HC Deb 24 May 1875 vol 224 c792
CAPTAIN NOLAN

asked the First Lord of the Treasury, If the Resolution to suspend the Standing Orders on the 14th in the other House of Parliament for the purpose of passing three stages of the Peace Preservation Act in a single sitting was carried with the concurrence of Her Majesty's Government; and, if it is intended that such a Resolution should form a precedent for the conduct of future legislation?

MR. DISRAELI

Sir, there can be no doubt that the Motion for the suspension of the Standing Orders in the other House with respect to the measure referred to by the hon. and gallant Officer was made with the concurrence of Her Majesty's Government by my noble Friend the President of the Council.
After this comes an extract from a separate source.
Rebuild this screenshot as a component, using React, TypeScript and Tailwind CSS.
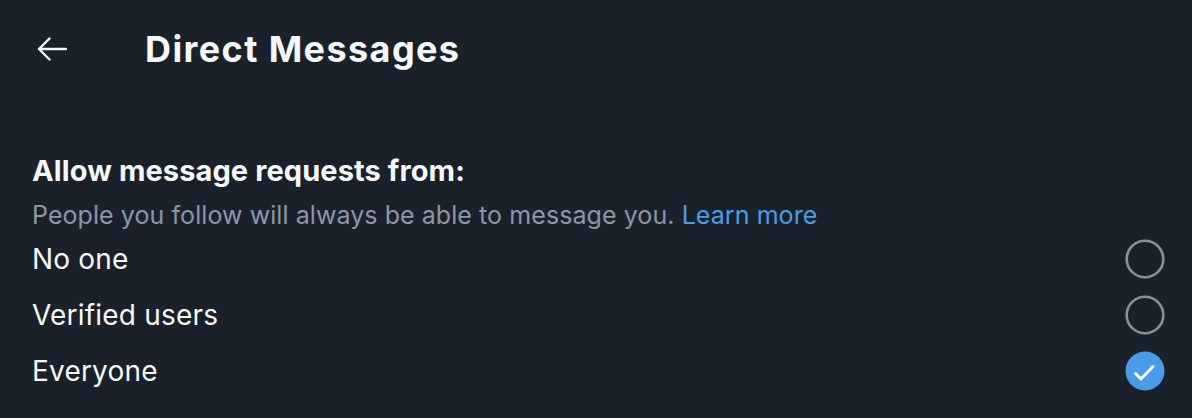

It will swell the number of precedents of similar proceedings, but it is a precedent on the authority of which it is not at all necessary to rest, because there are numerous precedents of the same kind and even of recent occurrence. There was, for instance, the Cattle Disease Bill in 1866, when the Standing Orders were suspended, and the same process was followed in the House of Lords. There was also the Sugar Duties Bill of 1867. I may also remark that when the Peace Preservation Act was passed by the House of Lords in 1870, the Standing Orders were suspended in a similar manner to that adopted in the present case, and with the same results. I need not remind the House that it is absolutely necessary that this Bill should become law before the 1st of June.